A run of records
━━━━━━━━━━━━━━━━━━━━━━━━━━━━━━
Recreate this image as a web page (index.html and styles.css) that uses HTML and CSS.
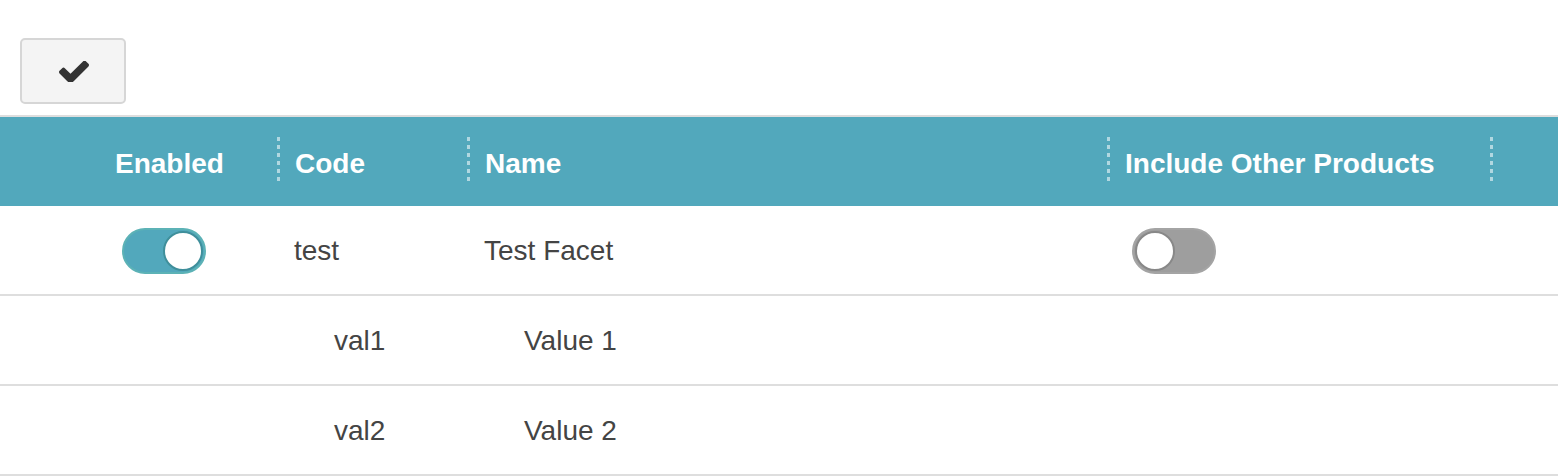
FILE: index.html
```html
<!DOCTYPE html>
<html>
<head>
<meta charset="utf-8">
<link rel="stylesheet" href="styles.css">
</head>
<body>
<div class="toolbar">
  <button class="btn-check" type="button" aria-label="Save">
    <svg width="30" height="21" viewBox="121 370 1550 1056" aria-hidden="true"><path fill="#333" d="M1671 566q0 40-28 68l-724 724-136 136q-28 28-68 28t-68-28l-136-136-362-362q-28-28-28-68t28-68l136-136q28-28 68-28t68 28l294 295 656-657q28-28 68-28t68 28l136 136q28 28 28 68z"/></svg>
  </button>
</div>
<div class="grid">
  <div class="row head">
    <div class="cell c-exp"></div>
    <div class="cell c-en">Enabled</div>
    <div class="cell c-code sep">Code</div>
    <div class="cell c-name sep">Name</div>
    <div class="cell c-inc sep">Include Other Products</div>
    <div class="cell c-end sep"></div>
  </div>
  <div class="row body-row">
    <div class="cell c-exp"></div>
    <div class="cell c-en"><span class="toggle on"><span class="knob"></span></span></div>
    <div class="cell c-code">test</div>
    <div class="cell c-name">Test Facet</div>
    <div class="cell c-inc"><span class="toggle off"><span class="knob"></span></span></div>
    <div class="cell c-end"></div>
  </div>
  <div class="row body-row child">
    <div class="cell c-exp"></div>
    <div class="cell c-en"></div>
    <div class="cell c-code">val1</div>
    <div class="cell c-name">Value 1</div>
    <div class="cell c-inc"></div>
    <div class="cell c-end"></div>
  </div>
  <div class="row body-row child">
    <div class="cell c-exp"></div>
    <div class="cell c-en"></div>
    <div class="cell c-code">val2</div>
    <div class="cell c-name">Value 2</div>
    <div class="cell c-inc"></div>
    <div class="cell c-end"></div>
  </div>
</div>
</body>
</html>
```

FILE: styles.css
```css
* { box-sizing: border-box; }
html, body { margin: 0; padding: 0; background: #fff; }
body {
  font-family: "Liberation Sans", Arial, sans-serif;
  color: #444;
  font-size: 28px;
}
.toolbar {
  padding: 38px 0 0 20px;
  height: 115px;
}
.btn-check {
  width: 106px;
  height: 66px;
  background: #f4f4f4;
  border: 2px solid #d6d6d6;
  border-radius: 5px;
  display: flex;
  align-items: center;
  justify-content: center;
  padding: 0;
  margin: 0;
}
.btn-check svg { display: block; margin-left: 2px; }
.grid { width: 1558px; }
.row {
  display: grid;
  grid-template-columns: 97px 180px 190px 640px 383px 68px;
  height: 90px;
  border-bottom: 2px solid #dedede;
  align-items: center;
}
.row.head {
  height: 91px;
  background: #52a8bc;
  border-top: 2px solid #dedede;
  border-bottom: 0;
  color: #fff;
  font-weight: bold;
}
.cell { height: 100%; display: flex; align-items: center; white-space: nowrap; }
.head .cell { padding-left: 18px; padding-top: 4px; }
.head .c-exp { padding-left: 0; }
.head .sep { position: relative; }
.head .sep::before {
  content: "";
  position: absolute;
  left: 0;
  top: 20px;
  width: 3px;
  height: 46px;
  background: repeating-linear-gradient(to bottom, rgba(255,255,255,0.55) 0 4px, transparent 4px 8px);
}
.body-row .cell { padding-top: 2px; }
.body-row .c-code, .body-row .c-name { padding-left: 17px; }
.body-row.child .c-code, .body-row.child .c-name { padding-left: 57px; }
.body-row .c-en, .body-row .c-inc { padding-left: 25px; padding-top: 0; }
.toggle {
  display: block;
  width: 84px;
  height: 46px;
  border-radius: 23px;
  position: relative;
  margin-top: 2px;
}
.toggle.on { background: #52a8bc; border: 2px solid #5cb2b6; }
.toggle.off { background: #9e9e9e; border: 2px solid #a4a4a4; }
.knob {
  position: absolute;
  top: 1px;
  width: 40px;
  height: 40px;
  border-radius: 50%;
  background: #fff;
}
.toggle.on .knob { right: 1px; border: 2px solid #3f8f9b; }
.toggle.off .knob { left: 1px; border: 2px solid #888; }
```
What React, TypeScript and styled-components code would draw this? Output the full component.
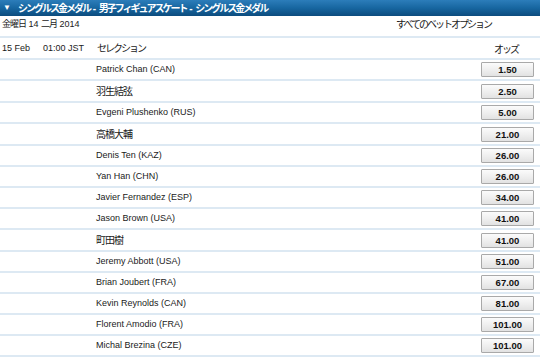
import React from 'react';
import styled, { createGlobalStyle } from 'styled-components';

const GlobalStyle = createGlobalStyle`
  html, body {
    margin: 0;
    padding: 0;
    background: #ffffff;
  }
  body {
    font-family: "Liberation Sans", Arial, "Noto Sans CJK JP", sans-serif;
    font-size: 9px;
    line-height: 13px;
    color: #1a1a1a;
  }
`;

const Page = styled.div`
  width: 540px;
  height: 358px;
  overflow: hidden;
`;

// Japanese text is set tighter than the Latin text in the reference
const Jp = styled.span<{ $size?: number; $track?: number }>`
  font-family: "Noto Sans CJK JP", sans-serif;
  font-size: ${p => p.$size ?? 10}px;
  letter-spacing: ${p => p.$track ?? -2}px;
  line-height: 13px;
`;

const TitleBar = styled.div`
  height: 16px;
  display: flex;
  align-items: center;
  gap: 7px;
  padding: 0 3px;
  background: linear-gradient(to bottom, #2c7dba 0%, #1766a0 50%, #0c4c7e 100%);
  color: #ffffff;
  font-weight: bold;
  font-size: 10px;
  white-space: nowrap;
`;

const Arrow = styled.span`
  font-size: 8px;
  line-height: 1;
`;

const InfoRow = styled.div`
  display: flex;
  align-items: flex-start;
  padding: 1px 2px 0;
  box-sizing: border-box;
  border-bottom: 2px solid #dde9f3;
  height: 22px;
`;

const DateText = styled.div`
  flex: 1;
`;

const AllBets = styled.div`
  width: 142px;
`;

const HeadRow = styled.div`
  height: 20px;
  display: flex;
  align-items: center;
  padding: 0 2px;
  border-bottom: 2px solid #dde9f3;
`;

const DateCol = styled.div`
  width: 41px;
`;

const TimeCol = styled.div`
  width: 54px;
`;

const NameCol = styled.div`
  flex: 1;
  white-space: nowrap;
`;

const OddsCol = styled.div`
  width: 54px;
  margin-right: 5px;
  display: flex;
  justify-content: center;
`;

const Row = styled.div<{ $tall?: boolean }>`
  height: ${p => (p.$tall ? 20 : 19)}px;
  display: flex;
  align-items: center;
  padding: 0 2px;
  border-bottom: 2px solid #dde9f3;
`;

const Spacer = styled.div`
  width: 94px;
`;

const OddsButton = styled.button`
  width: 53px;
  height: 15px;
  padding: 0;
  margin-right: 4px;
  border: 1px solid #a9a9a9;
  border-radius: 1px;
  background: linear-gradient(to bottom, #fbfbfb 0%, #eeeeee 55%, #e2e2e2 100%);
  font-family: "Liberation Sans", Arial, sans-serif;
  font-size: 9.5px;
  font-weight: bold;
  color: #111111;
  line-height: 13px;
  text-align: center;
  cursor: pointer;
`;

const runners: { name: string; odds: string; jp?: boolean }[] = [
  { name: 'Patrick Chan (CAN)', odds: '1.50' },
  { name: '羽生結弦', odds: '2.50', jp: true },
  { name: 'Evgeni Plushenko (RUS)', odds: '5.00' },
  { name: '高橋大輔', odds: '21.00', jp: true },
  { name: 'Denis Ten (KAZ)', odds: '26.00' },
  { name: 'Yan Han (CHN)', odds: '26.00' },
  { name: 'Javier Fernandez (ESP)', odds: '34.00' },
  { name: 'Jason Brown (USA)', odds: '41.00' },
  { name: '町田樹', odds: '41.00', jp: true },
  { name: 'Jeremy Abbott (USA)', odds: '51.00' },
  { name: 'Brian Joubert (FRA)', odds: '67.00' },
  { name: 'Kevin Reynolds (CAN)', odds: '81.00' },
  { name: 'Florent Amodio (FRA)', odds: '101.00' },
  { name: 'Michal Brezina (CZE)', odds: '101.00' },
];

const App: React.FC = () => {
  return (
    <Page>
      <GlobalStyle />
      <TitleBar>
        <Arrow>▼</Arrow>
        <span>
          <Jp>シングルス金メダル</Jp> - <Jp>男子フィギュアスケート</Jp> - <Jp>シングルス金メダル</Jp>
        </span>
      </TitleBar>
      <InfoRow>
        <DateText>
          <Jp $size={9} $track={-1}>金曜日</Jp> 14 <Jp $size={9} $track={-1}>二月</Jp> 2014
        </DateText>
        <AllBets>
          <Jp>すべてのベットオプション</Jp>
        </AllBets>
      </InfoRow>
      <HeadRow>
        <DateCol>15 Feb</DateCol>
        <TimeCol>01:00 JST</TimeCol>
        <NameCol>
          <Jp>セレクション</Jp>
        </NameCol>
        <OddsCol>
          <Jp>オッズ</Jp>
        </OddsCol>
      </HeadRow>
      {runners.map(r => (
        <Row key={r.name} $tall={r.jp}>
          <Spacer />
          <NameCol>
            {r.jp ? (
              <Jp $size={10} $track={-1}>
                {r.name}
              </Jp>
            ) : (
              r.name
            )}
          </NameCol>
          <OddsButton>{r.odds}</OddsButton>
        </Row>
      ))}
    </Page>
  );
};

export default App;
━━━━━━━━━━━━━━━━━━━━━━━━━━━━━━
> [INSTRUCTIONS FOR THE TASK]
Pick out every line above that contains the word "styles" and copy it.

> [ANSWER TO THE EXERCISE]
Recreate this image as a web page (index.html and styles.css) that uses HTML and CSS.
<link rel="stylesheet" href="styles.css">
FILE: styles.css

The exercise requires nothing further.